- _Problem description_
Copy out every line in which the string "Tailwind" occurs.

- _Rows_
>> BEGIN
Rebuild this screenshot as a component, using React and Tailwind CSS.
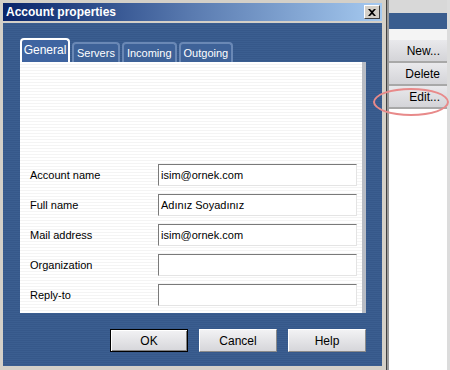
import React from 'react';

const font = { fontFamily: '"Liberation Sans", Arial, sans-serif' };

const fields = [
  { label: 'Account name', value: 'isim@ornek.com' },
  { label: 'Full name', value: 'Adınız Soyadınız' },
  { label: 'Mail address', value: 'isim@ornek.com' },
  { label: 'Organization', value: '' },
  { label: 'Reply-to', value: '' },
];

const tabs = ['Servers', 'Incoming', 'Outgoing'];

const DialogButton = ({ children, primary }) => (
  <button
    className={
      'w-[78px] h-[23px] text-[12px] text-black bg-gradient-to-b from-[#f2f2f4] to-[#d6d6da] border ' +
      (primary
        ? 'border-black shadow-[inset_1px_1px_0_#fff,inset_-1px_-1px_0_#808080]'
        : 'border-t-white border-l-white border-r-[#8a8a8a] border-b-[#8a8a8a]')
    }
  >
    {children}
  </button>
);

const SideButton = ({ children }) => (
  <div className="h-[23px] flex items-center justify-end pr-[7px] text-[12px] text-black bg-gradient-to-b from-[#e9e9ec] to-[#d4d4d8] border-b-2 border-[#a8a8a8]">
    {children}
  </div>
);

export default function App() {
  return (
    <div className="relative w-[450px] h-[370px] flex bg-white overflow-hidden" style={font}>
      {/* dialog window */}
      <div className="w-[387px] h-full flex flex-col bg-[#d4d0c8] pl-[3px] pt-[3px] pb-[4px] pr-[4px] border-r border-[#404040]">
        <div className="h-[18px] flex items-center justify-between bg-gradient-to-r from-[#0a246a] via-[#5a7bb0] to-[#a6caf0] pl-[3px] pr-[2px]">
          <span className="text-white font-bold text-[12px]">Account properties</span>
          <div className="w-[16px] h-[14px] bg-[#d4d0c8] border border-t-white border-l-white border-r-[#404040] border-b-[#404040] flex items-center justify-center">
            <svg width="8" height="7" viewBox="0 0 8 7">
              <path d="M0 0h2l2 2 2-2h2L5 3.5 8 7H6L4 5 2 7H0l3-3.5z" fill="#000" />
            </svg>
          </div>
        </div>
        <div className="flex-1 mt-[2px] flex flex-col pl-[17px] pt-[15px] bg-[repeating-linear-gradient(0deg,#3b5e90_0px,#3b5e90_1px,#36588a_1px,#36588a_2px)]">
          {/* tabs */}
          <div className="flex items-end gap-[2px] h-[24px]">
            <div className="w-[50px] h-[24px] rounded-t-[4px] border-2 border-b-0 border-white bg-[#3f64a0] text-white text-[12px] flex items-center justify-center pb-[2px]">
              General
            </div>
            {tabs.map((t) => (
              <div
                key={t}
                className="h-[20px] px-[3px] rounded-t-[4px] border-2 border-b-0 border-[#6a88b5] bg-[#3e6298] text-white text-[11px] flex items-center"
              >
                {t}
              </div>
            ))}
          </div>
          {/* panel */}
          <div className="w-[342px] h-[251px] flex flex-col pl-[10px] pt-[102px] gap-[8px] bg-[repeating-linear-gradient(0deg,#ffffff_0px,#ffffff_2px,#f4f4f4_2px,#f4f4f4_3px)] shadow-[4px_0_0_#b8bcc4]">
            {fields.map((f) => (
              <div key={f.label} className="flex items-center h-[22px]">
                <span className="w-[128px] text-[11px] text-black">{f.label}</span>
                <div className="w-[199px] h-[22px] bg-white border border-t-[#7a7a7a] border-l-[#7a7a7a] border-r-[#e4e4e4] border-b-[#e4e4e4] flex items-center pl-[2px] text-[11px] text-black">
                  {f.value}
                </div>
              </div>
            ))}
          </div>
          {/* buttons */}
          <div className="flex gap-[11px] pl-[90px] mt-[16px]">
            <DialogButton primary>OK</DialogButton>
            <DialogButton>Cancel</DialogButton>
            <DialogButton>Help</DialogButton>
          </div>
        </div>
      </div>
      {/* background list panel */}
      <div className="flex-1 flex flex-col border-l-2 border-[#9a9a9a] pr-[3px] bg-white">
        <div className="h-[13px] bg-[#d8d8d8]" />
        <div className="h-[16px] bg-[#3a5d8f]" />
        <div className="h-[11px] bg-[#f4f4f4]" />
        <SideButton>New...</SideButton>
        <SideButton>Delete</SideButton>
        <SideButton>Edit...</SideButton>
        <div className="flex-1 bg-white" />
      </div>
      <div className="absolute right-0 top-0 w-[3px] h-full bg-[#dcdcdc]" />
      {/* highlight ring */}
      <div className="absolute left-[373px] top-[88px] w-[76px] h-[28px] rounded-[50%] border-2 border-[#e88a8a]" />
    </div>
  );
}
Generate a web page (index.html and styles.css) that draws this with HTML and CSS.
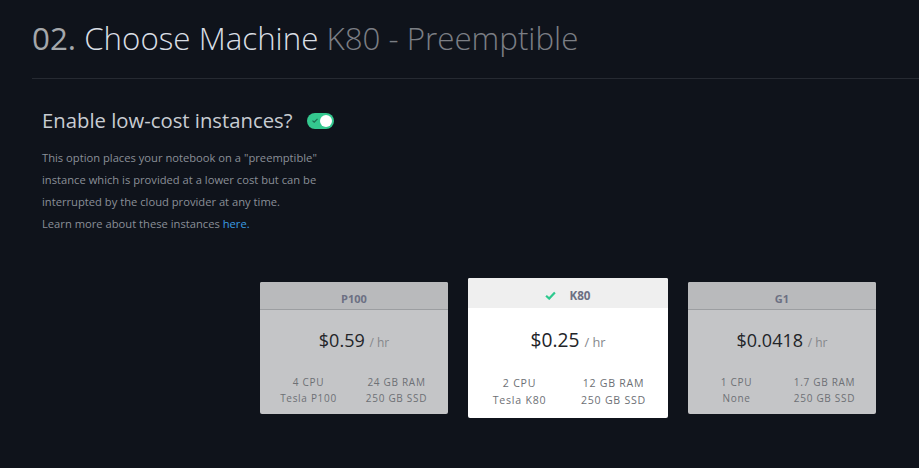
FILE: index.html
```html
<!DOCTYPE html>
<html>
<head>
<meta charset="utf-8">
<link rel="stylesheet" href="styles.css">
</head>
<body>
<header class="header">
  <h1 class="title"><span class="num">02.</span> <span class="main">Choose Machine</span> <span class="sub">K80 - Preemptible</span></h1>
</header>
<section class="section">
  <h2 class="subtitle">Enable low-cost instances? <span class="toggle"><svg class="tick" width="6" height="5" viewBox="0 0 6 5"><path d="M0.5 2.6 L2.2 4.2 L5.5 0.8" fill="none" stroke="#1e6e52" stroke-width="1.2"/></svg><span class="knob"></span></span></h2>
  <p class="desc">This option places your notebook on a "preemptible"<br>instance which is provided at a lower cost but can be<br>interrupted by the cloud provider at any time.<br>Learn more about these instances <a class="link" href="#">here.</a></p>
  <div class="cards">
    <div class="card">
      <div class="card-head">P100</div>
      <div class="card-body">
        <div class="price">$0.59 <span class="unit">/ hr</span></div>
        <div class="specs"><span>4 CPU</span><span>24 GB RAM</span><span>Tesla P100</span><span>250 GB SSD</span></div>
      </div>
    </div>
    <div class="card selected">
      <div class="card-head"><svg class="check" width="11" height="9" viewBox="0 0 10 8"><path d="M1 4.2 L3.8 6.8 L9 1.2" fill="none" stroke="#2dc98e" stroke-width="2"/></svg>K80</div>
      <div class="card-body">
        <div class="price">$0.25 <span class="unit">/ hr</span></div>
        <div class="specs"><span>2 CPU</span><span>12 GB RAM</span><span>Tesla K80</span><span>250 GB SSD</span></div>
      </div>
    </div>
    <div class="card">
      <div class="card-head">G1</div>
      <div class="card-body">
        <div class="price">$0.0418 <span class="unit">/ hr</span></div>
        <div class="specs"><span>1 CPU</span><span>1.7 GB RAM</span><span>None</span><span>250 GB SSD</span></div>
      </div>
    </div>
  </div>
</section>
</body>
</html>
```
FILE: styles.css
```css
html, body {
  margin: 0;
  padding: 0;
  background: #0f131b;
  font-family: "Open Sans", "DejaVu Sans", sans-serif;
}
.header {
  margin-left: 32px;
  border-bottom: 1px solid #262a32;
  padding: 18px 0 20px;
}
.title {
  margin: 0;
  font-size: 31.3px;
  line-height: 40px;
  font-weight: 300;
  white-space: nowrap;
}
.num { color: #a4a7ab; font-weight: 400; }
.main { color: #d9dee4; }
.sub { color: #7b7e84; }
.section {
  padding-left: 42px;
}
.subtitle {
  margin: 27px 0 0;
  font-size: 20.3px;
  line-height: 28px;
  font-weight: 400;
  color: #c8ccd2;
  display: flex;
  align-items: center;
  gap: 14px;
}
.toggle {
  width: 27px;
  height: 16px;
  border-radius: 8px;
  background: #34c88f;
  display: flex;
  align-items: center;
  justify-content: space-between;
  padding: 0 2px 0 5px;
  box-sizing: border-box;
  margin-top: 1px;
}
.knob {
  width: 12px;
  height: 12px;
  border-radius: 50%;
  background: #fff;
}
.desc {
  margin: 13px 0 0;
  font-size: 11.2px;
  line-height: 22px;
  color: #8a8f98;
}
.link {
  color: #3b9ce2;
  text-decoration: none;
}
.cards {
  display: flex;
  align-items: center;
  gap: 20px;
  margin-top: 43px;
  padding-left: 218px;
}
.card {
  width: 188px;
  height: 132px;
  flex: none;
  background: #c4c5c7;
  border-radius: 2px;
  overflow: hidden;
  display: flex;
  flex-direction: column;
}
.card-head {
  height: 28px;
  flex: none;
  border-bottom: 1px solid #9c9ea1;
  background: #b9babc;
  display: flex;
  align-items: center;
  justify-content: center;
  padding-top: 6px;
  box-sizing: border-box;
  font-size: 11px;
  font-weight: 700;
  color: #6c7083;
  gap: 12px;
}
.card-body {
  flex: 1;
  display: flex;
  flex-direction: column;
  align-items: center;
}
.price {
  margin-top: 18px;
  font-size: 18px;
  line-height: 24px;
  color: #222428;
}
.unit {
  font-size: 12px;
  color: #85878b;
}
.specs {
  margin-top: 19px;
  display: grid;
  grid-template-columns: 88px 88px;
  font-size: 10px;
  line-height: 16px;
  letter-spacing: 0.7px;
  color: #6d7075;
  text-align: center;
  padding-right: 3px;
}
.card.selected {
  width: 200px;
  height: 140px;
  background: #ffffff;
}
.selected .card-head {
  height: 30px;
  padding-top: 5px;
  background: #efefef;
  border-bottom-color: #efefef;
  font-size: 11.7px;
  gap: 13px;
}
.selected .price {
  margin-top: 19px;
  font-size: 19.2px;
  line-height: 25px;
}
.selected .unit {
  font-size: 12.8px;
}
.selected .specs {
  margin-top: 20px;
  grid-template-columns: 94px 94px;
  font-size: 10.6px;
  line-height: 17px;
  letter-spacing: 0.75px;
}
```
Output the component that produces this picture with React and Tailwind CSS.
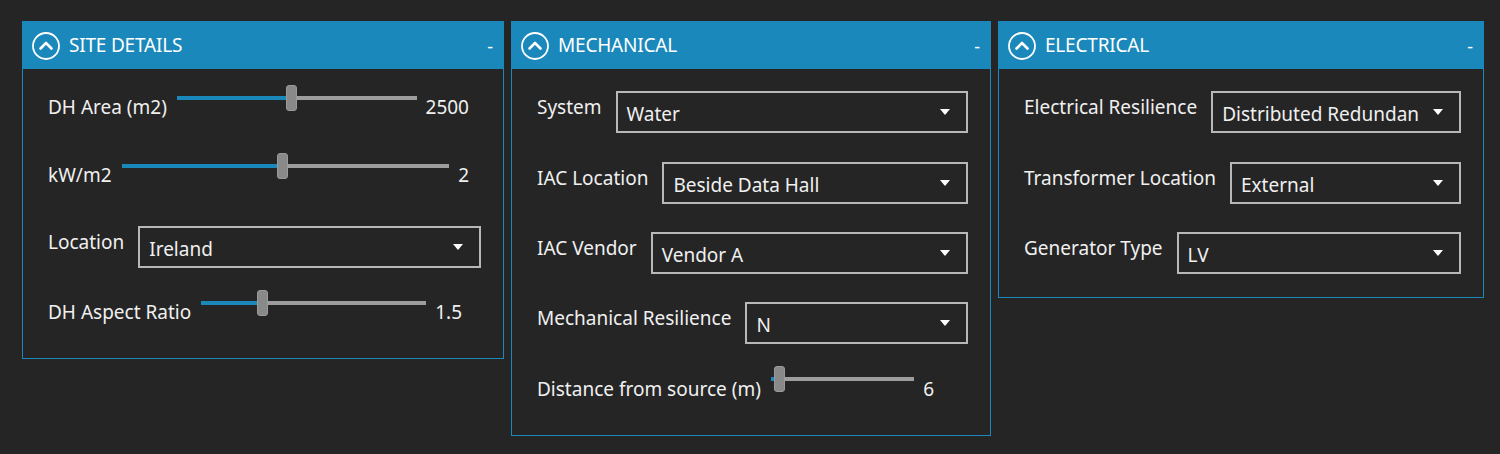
import React from 'react';

const Header = ({ title }) => (
  <div className="flex h-[47px] items-center bg-[#1a88bb] pl-[8px] pr-[10px] text-white">
    <svg width="30" height="30" viewBox="0 0 30 30" className="shrink-0">
      <circle cx="15" cy="15" r="13" fill="none" stroke="white" strokeWidth="1.8" />
      <path d="M9.5 17.5 L15 12 L20.5 17.5" fill="none" stroke="white" strokeWidth="2.6" strokeLinecap="round" strokeLinejoin="round" />
    </svg>
    <span className="ml-[8px] text-[19px] leading-none tracking-[-0.2px]">{title}</span>
    <span className="ml-auto text-[18px] leading-none">-</span>
  </div>
);

const Panel = ({ title, width, children, body }) => (
  <div className={`${width} shrink-0 border border-[#1a88bb]`}>
    <Header title={title} />
    <div className={body}>{children}</div>
  </div>
);

const Slider = ({ pct }) => (
  <div className="relative mt-px h-[26px] flex-1">
    <div className="absolute left-0 right-0 top-[11px] h-[4px] bg-[#9d9d9d]" />
    <div
      className="absolute left-0 top-[11px] h-[4px] bg-[#1a88bb]"
      style={{ width: `calc((100% - 11px) * ${pct})` }}
    />
    <div
      className="absolute top-0 h-[26px] w-[11px] rounded-[3px] border border-[#9a9a9a] bg-[#898989]"
      style={{ left: `calc((100% - 11px) * ${pct})` }}
    />
  </div>
);

const SliderRow = ({ label, value, pct, valueMr, className = '' }) => (
  <div className={`flex h-[42px] items-start ${className}`}>
    <span className="mt-[11px] leading-[24px]">{label}</span>
    <div className="ml-[10px] flex flex-1">
      <Slider pct={pct} />
    </div>
    <span className={`ml-[9px] mt-[11px] leading-[24px] ${valueMr}`}>{value}</span>
  </div>
);

const SelectRow = ({ label, value, className = '' }) => (
  <div className={`flex h-[42px] items-start ${className}`}>
    <span className="mt-[4px] whitespace-nowrap leading-[24px]">{label}</span>
    <div className="ml-[14px] flex h-[42px] min-w-0 flex-1 items-center border-2 border-[#b8b8b8] pl-[9px] pr-[16px]">
      <span className="mt-[3px] min-w-0 flex-1 whitespace-nowrap leading-[24px]">{value}</span>
      <svg width="10" height="6" viewBox="0 0 10 6" className="ml-2 shrink-0">
        <path d="M0 0 H10 L5 6 Z" fill="white" />
      </svg>
    </div>
  </div>
);

export default function App() {
  return (
    <div
      className="min-h-[454px] bg-[#252525] text-[19px] text-[#f0f0f0]"
      style={{ fontFamily: '"Noto Sans", "Open Sans", sans-serif' }}
    >
      <div className="flex items-start gap-[7px] pl-[22px] pt-[21px]">
        <Panel title="SITE DETAILS" width="w-[482px]" body="pl-[25px] pr-[22px] pt-[15px] pb-[27px]">
          <SliderRow label="DH Area (m2)" value="2500" pct={0.476} valueMr="mr-[12px]" />
          <SliderRow label="kW/m2" value="2" pct={0.49} valueMr="mr-[12px]" className="mt-[26px]" />
          <SelectRow label="Location" value="Ireland" className="mt-[32px]" />
          <SliderRow label="DH Aspect Ratio" value="1.5" pct={0.26} valueMr="mr-[19px]" className="mt-[21px]" />
        </Panel>

        <Panel title="MECHANICAL" width="w-[480px]" body="pl-[25px] pr-[22px] pt-[22px] pb-[28px]">
          <SelectRow label="System" value="Water" />
          <SelectRow label="IAC Location" value="Beside Data Hall" className="mt-[29px]" />
          <SelectRow label="IAC Vendor" value="Vendor A" className="mt-[28px]" />
          <SelectRow label="Mechanical Resilience" value="N" className="mt-[28px]" />
          <div className="mt-[21px] flex h-[42px] items-start">
            <span className="mt-[12px] leading-[24px]">Distance from source (m)</span>
            <div className="ml-[10px] flex flex-1">
              <Slider pct={0.02} />
            </div>
            <span className="ml-[9px] mr-[34px] mt-[12px] leading-[24px]">6</span>
          </div>
        </Panel>

        <Panel title="ELECTRICAL" width="w-[486px]" body="pl-[25px] pr-[22px] pt-[22px] pb-[23px]">
          <SelectRow label="Electrical Resilience" value="Distributed Redundan" />
          <SelectRow label="Transformer Location" value="External" className="mt-[29px]" />
          <SelectRow label="Generator Type" value="LV" className="mt-[28px]" />
        </Panel>
      </div>
    </div>
  );
}
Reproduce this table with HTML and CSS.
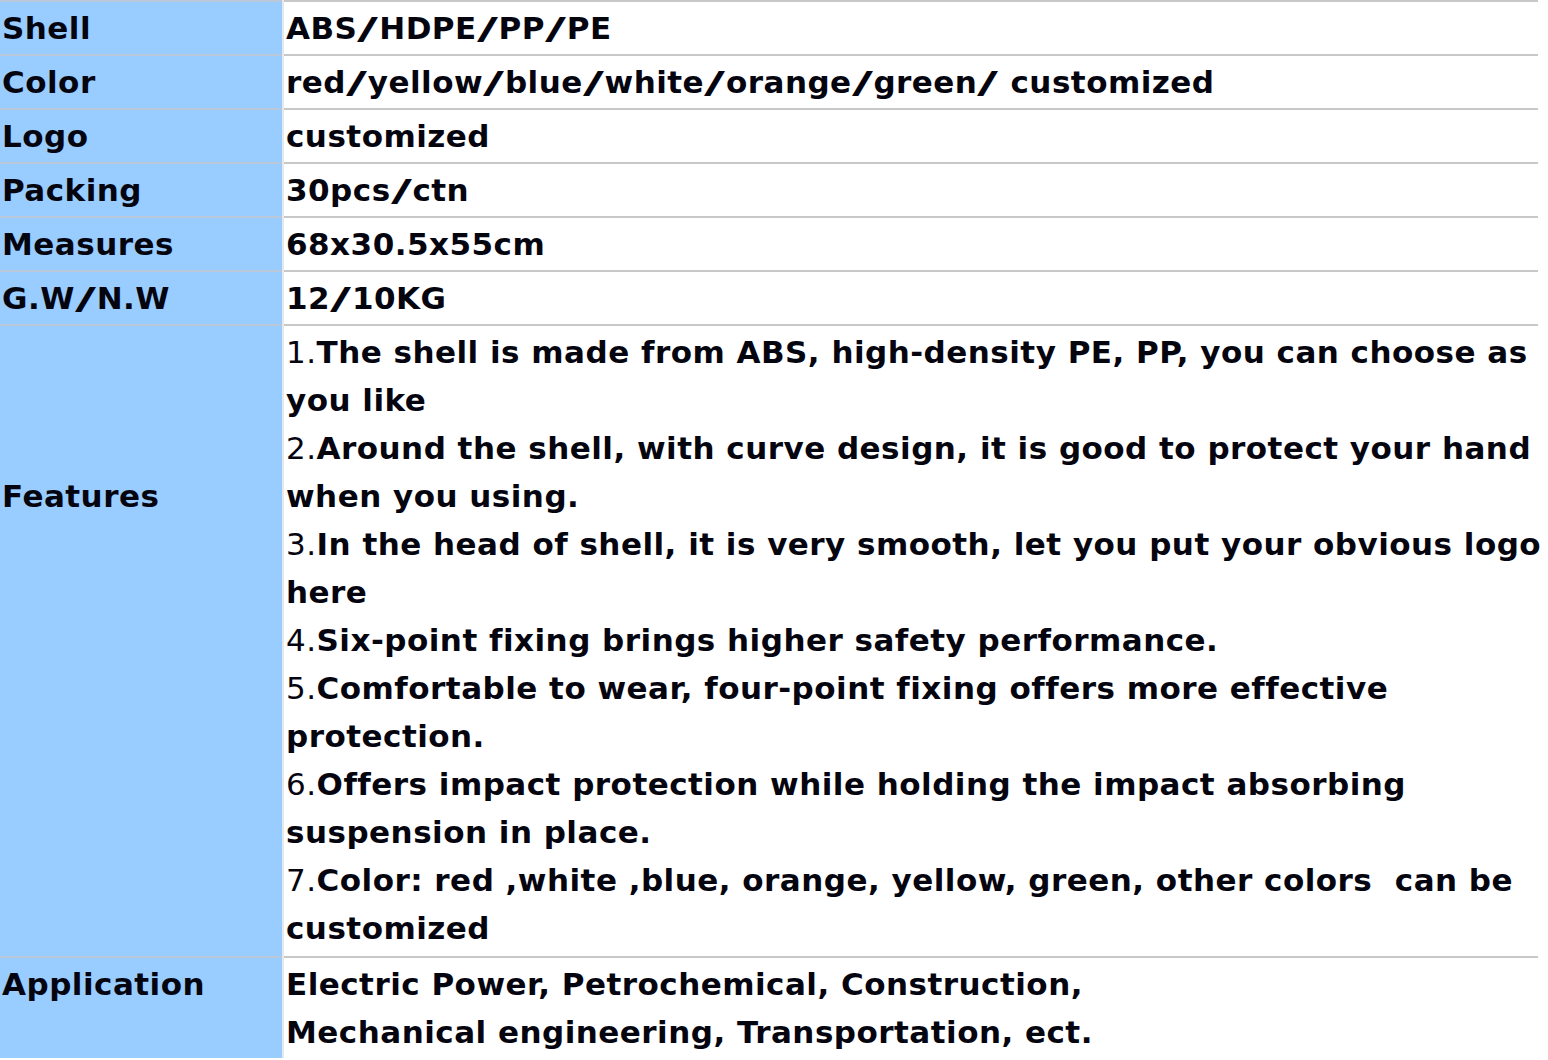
>> END
- _Exercise result_
Rebuild this screenshot as a component, using React and Tailwind CSS.
Output the component that produces this picture with React and Tailwind CSS.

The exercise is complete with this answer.